Une première question dès lors vous est posée, monsieur le ministre. Depuis avril 2009, la France a négocié et signé vingt-sept accords d'échange de renseignements fiscaux. De deux choses l'une : soit ces accords sont inutiles – mais alors pourquoi continuer à les négocier et à les soumettre au Parlement, parfois dans des délais contestables, comme aujourd'hui ? –, soit ces accords ont une utilité, qui répond à un voeu exprimé par le Président de la République au sommet du G20 à Londres en 2009 mais est encore difficile à vérifier, compte tenu de la mise en application toute récente de ces textes. C'est particulièrement exact pour le Panama, puisque le traité n'a été signé que le 30 juin dernier. En outre, ce traité n'a pas eu d'application effective, faute de ratification française.

Une seconde question concerne nos difficultés à comprendre la position de la France. D'ailleurs, il n'y en a pas eu une mais deux, au demeurant contradictoires et exprimées à quelques jours d'intervalle, d'une manière tout aussi péremptoire par le Président de la République. Vous avouerez qu'il est difficile de défendre le oui et le non sur un même dossier. La forme au final importe peu si elle n'apporte que de la confusion. Il y a là un problème de méthode dommageable aux intérêts de notre pays. Sans doute ici comme dans d'autres affaires conviendrait-il de prendre le temps de la réflexion, qu'il s'agisse de celui de l'Exécutif ou de celui du Parlement.

Je tiens à rappeler brièvement, comme l'a fait mon collègue Jean-Pierre Dufau en commission la semaine dernière, certaines déclarations de l'automne dernier. Le 4 novembre, le Panama est considéré comme un État peu fiable fiscalement par le Président de la République. Le 24 du même mois, Mme Pécresse, ministre du budget, confirme le jugement du chef de l'État. Mais, entre ces deux dates, M. Sarkozy a reçu à Paris, les 17 et 18 novembre, son homologue panaméen, M. Ricardo Martinelli, ce dont Mme Pécresse n'avait sans doute pas été avertie. D'autres propos ont alors été échangés. À la veille de cette visite, le porte-parole du Quai d'Orsay signalait en effet que la France était « confiante dans la volonté des autorités panaméennes de lutter au côté du G20 contre l'évasion fiscale ». « La France et le Panama, était-il précisé, entretiennent sur cette question un dialogue étroit. » À l'issue du tête-à-tête entre MM. Sarkozy et Martinelli, le président panaméen a fait une déclaration que je me permets de porter à votre connaissance, dans la mesure où elle n'a pas été relayée en France par les médias : « Une fois que la France aura approuvé la convention fiscale, sans doute avant la fin de l'année, le gouvernement français retirera Panama de la liste des pays fiscalement non coopérateurs. » M. Hugues Goisbault, ambassadeur de France à Panama, a publiquement confirmé cette appréciation, le 25 novembre.

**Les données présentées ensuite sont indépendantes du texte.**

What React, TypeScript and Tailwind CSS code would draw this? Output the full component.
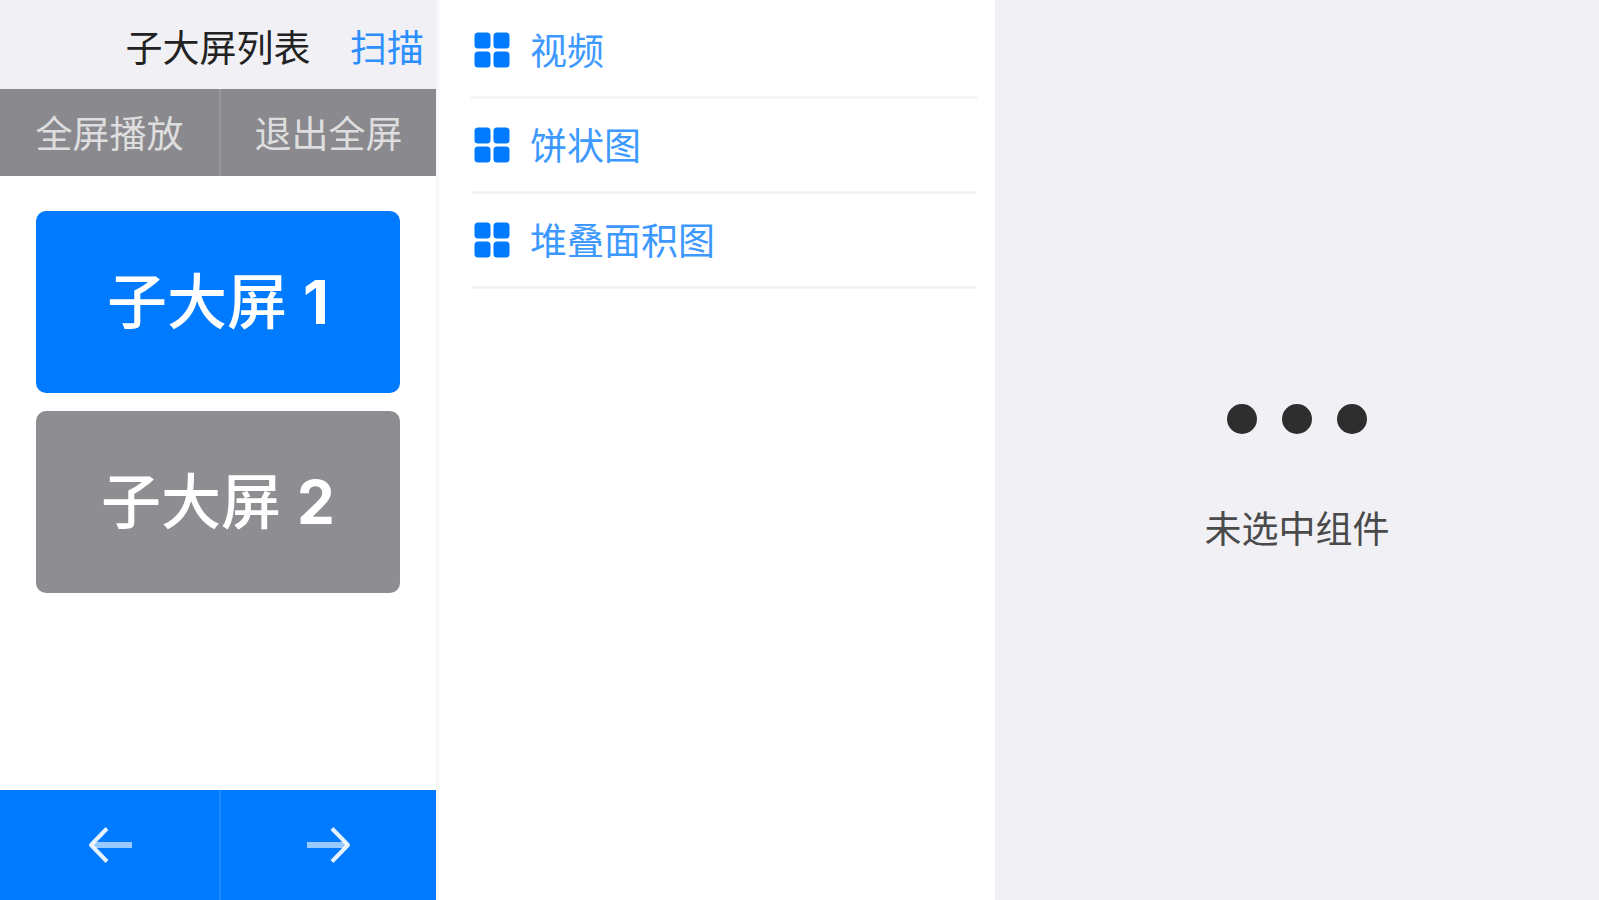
import { useState } from 'react';

const screens = [1, 2];
const components = ['视频', '饼状图', '堆叠面积图'];

const GridIcon = () => (
  <svg width="36" height="36" viewBox="0 0 36 36" fill="currentColor" aria-hidden="true">
    <rect x="0.5" y="0.5" width="16" height="16" rx="3.5" />
    <rect x="19.5" y="0.5" width="16" height="16" rx="3.5" />
    <rect x="0.5" y="19.5" width="16" height="16" rx="3.5" />
    <rect x="19.5" y="19.5" width="16" height="16" rx="3.5" />
  </svg>
);

const ArrowLeft = () => (
  <svg width="44" height="38" viewBox="0 0 44 38" fill="none" stroke="white" aria-hidden="true">
    <path d="M5 19H44" strokeWidth="6" strokeOpacity="0.6" />
    <path d="M19 2.5L3 19L19 35.5" strokeWidth="4" strokeOpacity="0.9" strokeLinejoin="round" />
  </svg>
);

const ArrowRight = () => (
  <svg width="44" height="38" viewBox="0 0 44 38" fill="none" stroke="white" aria-hidden="true">
    <path d="M0 19H39" strokeWidth="6" strokeOpacity="0.6" />
    <path d="M25 2.5L41 19L25 35.5" strokeWidth="4" strokeOpacity="0.9" strokeLinejoin="round" />
  </svg>
);

export default function App() {
  const [current, setCurrent] = useState(0);

  const move = (step: number) => {
    setCurrent((current + step + screens.length) % screens.length);
  };

  return (
    <div className="grid min-h-screen grid-cols-[439fr_556fr_604fr] bg-white font-['Inter','Noto_Sans_CJK_SC',sans-serif] text-[37px] leading-[48px]">
      <aside className="flex flex-col border-r-3 border-[#f7f7f8]">
        <header className="grid h-[89px] grid-cols-[1fr_auto_1fr] items-center bg-[#f0f0f5] pt-2">
          <h1 className="col-start-2 text-[#222222]">子大屏列表</h1>
          <button className="justify-self-end pr-3 text-[#2b8fff]">扫描</button>
        </header>

        <div className="grid h-[87px] grid-cols-[221fr_215fr] bg-[#8a898e] text-[#dededf]">
          <button className="border-r-2 border-[#98979c] pt-1">全屏播放</button>
          <button className="pt-1">退出全屏</button>
        </div>

        <div className="flex flex-1 flex-col gap-[18px] px-9 pt-[35px]">
          {screens.map((num, i) => (
            <button
              key={num}
              onClick={() => setCurrent(i)}
              className={`h-[182px] rounded-[10px] text-[60px] font-medium text-white ${
                i === current ? 'bg-[#007aff]' : 'bg-[#8e8d92]'
              }`}
            >
              子大屏 <span className="font-bold">{num}</span>
            </button>
          ))}
        </div>

        <footer className="grid h-[110px] grid-cols-[221fr_215fr] bg-[#007aff]">
          <button
            aria-label="上一个"
            onClick={() => move(-1)}
            className="flex items-center justify-center border-r-2 border-[#1f8aff]"
          >
            <ArrowLeft />
          </button>
          <button
            aria-label="下一个"
            onClick={() => move(1)}
            className="flex items-center justify-center"
          >
            <ArrowRight />
          </button>
        </footer>
      </aside>

      <main className="pt-1 pr-[18px] pl-8">
        <ul>
          {components.map((name) => (
            <li key={name} className="border-b-3 border-[#f4f4f5]">
              <button className="flex h-[92px] w-full items-center gap-5 pl-[3px] text-left text-[#007aff]">
                <GridIcon />
                <span className="pt-1 text-[#3d99ff]">{name}</span>
              </button>
            </li>
          ))}
        </ul>
      </main>

      <section className="flex flex-col items-center justify-center gap-[72px] bg-[#f0f0f5] pt-[58px]">
        <svg width="140" height="30" viewBox="0 0 140 30" fill="#2e2e2e" aria-hidden="true">
          <circle cx="15" cy="15" r="15" />
          <circle cx="70" cy="15" r="15" />
          <circle cx="125" cy="15" r="15" />
        </svg>
        <p className="text-[#4a4a4a]">未选中组件</p>
      </section>
    </div>
  );
}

Finalement, le dépôt accéléré du texte, intervenu entre les deux positions alternativement défendues par les représentants de l'État français, tranche en faveur de la bonne foi de Panama. Mme Aurillac, rapporteure du traité au terme sans doute provisoire de ce cafouillage diplomatico-fiscal, nous invite à approuver cette convention, en usant d'une rhétorique peu convaincante : « Pourquoi ne pas faire confiance à un État qui a décidé de se mettre en conformité avec les standards internationaux ? » Pour ma part, je reste perplexe et je m'interroge. Cet accord répond-il à son objectif affiché ? Quelle est l'interprétation correcte que l'on peut et doit faire de cette convention présentée par les plus hautes autorités de l'État de manière aussi opposée à quelques jours d'intervalle ?

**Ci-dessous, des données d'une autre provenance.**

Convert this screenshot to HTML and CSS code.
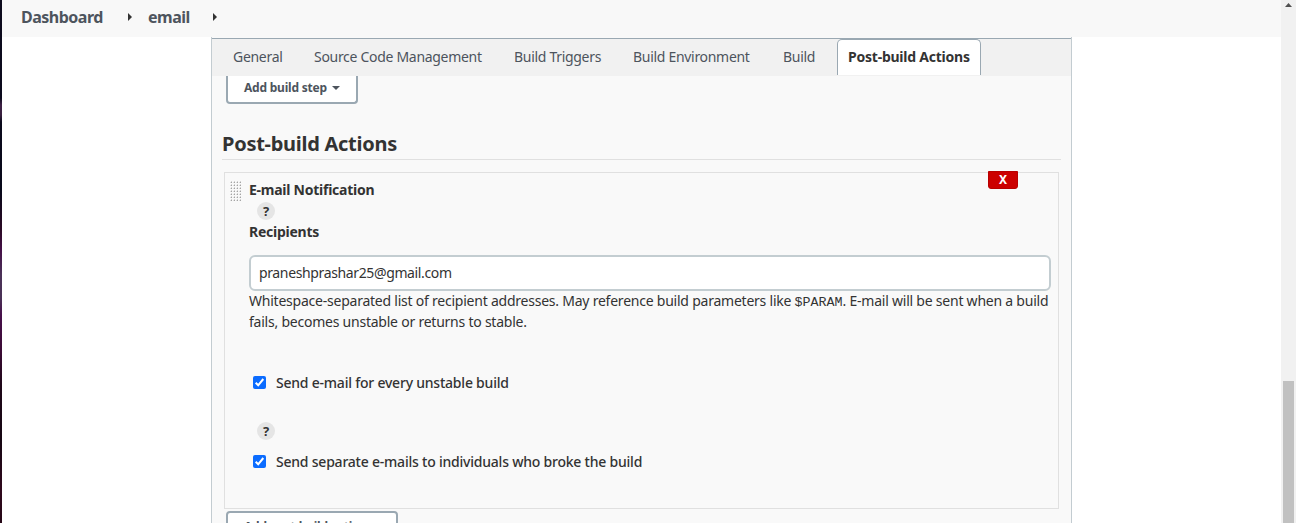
FILE: index.html
```html
<!DOCTYPE html>
<html lang="en">
<head>
<meta charset="utf-8">
<title>email Config</title>
<link rel="stylesheet" href="styles.css">
</head>
<body>
<div class="desktop-edge"></div>
<div class="page">
  <nav class="breadcrumbs">
    <a class="crumb crumb-home">Dashboard</a>
    <svg class="crumb-arrow" width="4" height="8" viewBox="0 0 4 8"><path d="M0 0L4 4L0 8Z" fill="#333"/></svg>
    <a class="crumb crumb-job">email</a>
    <svg class="crumb-arrow" width="4" height="8" viewBox="0 0 4 8"><path d="M0 0L4 4L0 8Z" fill="#333"/></svg>
  </nav>
  <main class="config">
    <div class="tabs">
      <a class="tab tab-general">General</a>
      <a class="tab tab-scm">Source Code Management</a>
      <a class="tab tab-triggers">Build Triggers</a>
      <a class="tab tab-env">Build Environment</a>
      <a class="tab tab-build">Build</a>
      <a class="tab tab-active">Post-build Actions</a>
    </div>
    <div class="form">
      <button class="menu-button step-button"><span>Add build step</span><svg width="8" height="4" viewBox="0 0 8 4"><path d="M0 0H8L4 4Z" fill="#4d545d"/></svg></button>
      <h2 class="section-title">Post-build Actions</h2>
      <section class="chunk">
        <svg class="drag-handle" width="12" height="21">
          <defs><pattern id="grip" width="3" height="3" patternUnits="userSpaceOnUse"><rect x="1" width="1" height="1" fill="#d4d4d4"/><rect y="1" width="1" height="1" fill="#dedede"/><rect x="1" y="1" width="1" height="1" fill="#a5a5a5"/></pattern></defs>
          <rect width="12" height="21" fill="url(#grip)"/>
        </svg>
        <button class="delete">X</button>
        <div class="fields">
          <div class="label">E-mail Notification</div>
          <span class="help">?</span>
          <div class="label">Recipients</div>
          <div class="input">praneshprashar25@gmail.com</div>
          <p class="hint">Whitespace-separated list of recipient addresses. May reference build parameters like <code>$PARAM</code>. E-mail will be sent when a build<br>fails, becomes unstable or returns to stable.</p>
          <label class="check check-unstable"><svg width="13" height="13" viewBox="0 0 13 13"><rect width="13" height="13" rx="2" fill="#0b6cff"/><path d="M2.7 6.8L5.2 9.3L10.3 3" fill="none" stroke="#fff" stroke-width="2"/></svg><span>Send e-mail for every unstable build</span></label>
          <span class="help help-second">?</span>
          <label class="check"><svg width="13" height="13" viewBox="0 0 13 13"><rect width="13" height="13" rx="2" fill="#0b6cff"/><path d="M2.7 6.8L5.2 9.3L10.3 3" fill="none" stroke="#fff" stroke-width="2"/></svg><span>Send separate e-mails to individuals who broke the build</span></label>
        </div>
      </section>
      <button class="menu-button action-button"><span>Add post-build action</span><svg width="8" height="4" viewBox="0 0 8 4"><path d="M0 0H8L4 4Z" fill="#4d545d"/></svg></button>
    </div>
  </main>
</div>
<div class="scrollbar">
  <svg class="scroll-up" width="7" height="4" viewBox="0 0 7 4"><path d="M0 4L3.5 0L7 4Z" fill="#505050"/></svg>
  <div class="scroll-thumb"></div>
</div>
</body>
</html>
```

FILE: styles.css
```css
* { box-sizing: border-box; }
body {
  margin: 0;
  width: 1296px;
  height: 523px;
  display: flex;
  overflow: hidden;
  background: #fff;
  color: #333;
  font: 14px/21px "Noto Sans", "Open Sans", sans-serif;
  white-space: nowrap;
}
svg { display: block; flex: none; }
button { font-family: inherit; margin: 0; }

.desktop-edge {
  flex: 0 0 2px;
  background: linear-gradient(#0d0b1d 0, #0b0a1d 98px, #3e2145 105px, #38203f 115px, #0b0a1c 122px, #08091a 190px, #2b0a26 230px, #451048 250px, #4b3258 275px, #4a3156 298px, #47104b 315px, #3c0b36 350px, #1f0819 385px, #160713 440px, #30091d 490px, #260817 523px);
}
.page { flex: 1; display: flex; flex-direction: column; min-width: 0; }

.breadcrumbs {
  flex: 0 0 37px;
  display: flex;
  align-items: center;
  padding: 0 0 3px 19px;
  background: #f8f8f8;
}
.crumb { color: #4d545d; font-size: 16px; font-weight: 700; line-height: 24px; letter-spacing: -0.5px; }
.crumb-home { width: 107px; }
.crumb-job { width: 65px; margin-left: 16px; }

.config {
  flex: 1;
  display: flex;
  flex-direction: column;
  width: 861px;
  margin-left: 209px;
  border: solid #c3ccd1;
  border-width: 0 1px;
  background: #f9f9f9;
}
.tabs {
  flex: 0 0 38px;
  display: flex;
  margin-top: 1px;
  padding-left: 21px;
  border-top: 1px solid #9aa8b2;
  background: #f1f1f1;
}
.tab { padding-top: 7px; color: #4d545d; letter-spacing: -0.3px; }
.tab-general { width: 81px; }
.tab-scm { width: 200px; }
.tab-triggers { width: 119px; }
.tab-env { width: 150px; }
.tab-build { width: 54px; }
.tab-active {
  width: 144px;
  height: 36px;
  padding: 6px 0 0 10px;
  border: 1px solid #9aa8b2;
  border-bottom: 0;
  border-radius: 5px 5px 0 0;
  background: #fff;
  color: #333;
  font-weight: 700;
  letter-spacing: -0.23px;
}

.form { display: flex; flex-direction: column; align-items: flex-start; padding-left: 10px; }
.menu-button {
  display: flex;
  align-items: center;
  gap: 5px;
  margin-left: 4px;
  padding: 0 0 0 16px;
  border: 2px solid #9aa8b2;
  border-radius: 4px;
  background: #fff;
  color: #4d545d;
  font-size: 12px;
  font-weight: 700;
  line-height: 18px;
  letter-spacing: -0.22px;
}
.step-button { width: 132px; height: 28px; border-top: 0; border-radius: 0 0 4px 4px; padding-bottom: 3px; }
.action-button { width: 172px; height: 32px; margin-top: 2px; }

.section-title {
  width: 839px;
  height: 31px;
  margin: 25px 0 12px;
  border-bottom: 1px solid #e0e0e0;
  font-size: 20px;
  line-height: 30px;
  font-weight: 700;
  letter-spacing: -0.27px;
}
.chunk {
  position: relative;
  display: flex;
  width: 835px;
  height: 337px;
  margin-left: 2px;
  padding-left: 5px;
  border: 1px solid #e0e0e0;
}
.drag-handle { margin-top: 8px; }
.fields { display: flex; flex-direction: column; align-items: flex-start; width: 802px; margin-left: 7px; padding-top: 6px; }
.delete {
  position: absolute;
  top: -2px;
  right: 40px;
  width: 30px;
  height: 18px;
  padding: 0;
  border: 1px solid #b80000;
  border-radius: 0 0 3px 3px;
  background: #c00;
  color: #fff;
  font-size: 12px;
  line-height: 16px;
  font-weight: 700;
}
.label { font-weight: 700; letter-spacing: -0.25px; }
.help {
  width: 18px;
  height: 18px;
  margin: 2px 0 1px 8px;
  border-radius: 50%;
  background: #e5e5e5;
  font-size: 13px;
  font-weight: 700;
  line-height: 18px;
  text-align: center;
}
.input {
  width: 802px;
  height: 36px;
  margin-top: 13px;
  padding: 5px 8px;
  border: 2px solid #c3cdd1;
  border-radius: 6px;
  background: #fff;
  letter-spacing: -0.37px;
}
.hint { height: 42px; margin: -1px 0 0; letter-spacing: -0.23px; }
.hint code { font-family: "Liberation Mono", monospace; font-size: 13.33px; line-height: 1; letter-spacing: 0; }
.check { display: flex; align-items: center; gap: 10px; padding-left: 4px; font-weight: 500; letter-spacing: -0.22px; }
.check-unstable { margin-top: 40px; }
.help-second { margin: 29px 0 11px 8px; }

.scrollbar { flex: 0 0 15px; padding: 3px 2px 0; background: #f1f1f1; }
.scroll-up { margin-left: 2px; }
.scroll-thumb { width: 11px; height: 142px; margin-top: 374px; background: #c1c1c1; }
```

J'ai, par réflexe professionnel d'ancien journaliste, lu la presse pour comprendre les à-côtés de cette convention équivoque. J'ai relevé une première information qui semble sans rapport avec notre débat d'aujourd'hui… Dimanche 11 décembre, la France a renvoyé à Panama l'ancien dictateur Manuel Noriega, qui purgeait en France depuis 2009 une peine de sept ans d'emprisonnement pour blanchiment d'argent. Puis, je suis remonté dans le temps, à la recherche d'autres indices permettant de comprendre un peu mieux la soupe amère que le Gouvernement souhaitait servir au Parlement. Et j'ai trouvé une autre information, dont vous jugerez par vous-mêmes si elle a ou non un rapport avec nos échanges fiscaux de ce jour. Une dépêche AFP du 28 novembre précisait que « le gouvernement panaméen a suspendu un contrat signé par l'assureur-crédit français Coface pour le financement du métro de Panama, en représailles de récentes critiques de la ministre du budget Valérie Pécresse, a annoncé le ministère des affaires étrangères panaméen. La décision de rejeter les services de la compagnie Coface est prévue par la Constitution panaméenne, qui préconise des mesures de rétorsion, en cas d'agissements discriminatoires étrangers contre Panama, indique le ministère dans le communiqué. » Ce prêt de 297,8 millions de dollars devait contribuer au financement partiel de la ligne 1 du métro de la ville de Panama. Le contrat avait été signé le 26 novembre 2010 avec la société française Alstom, qui devait construire et livrer les voitures de cette ligne.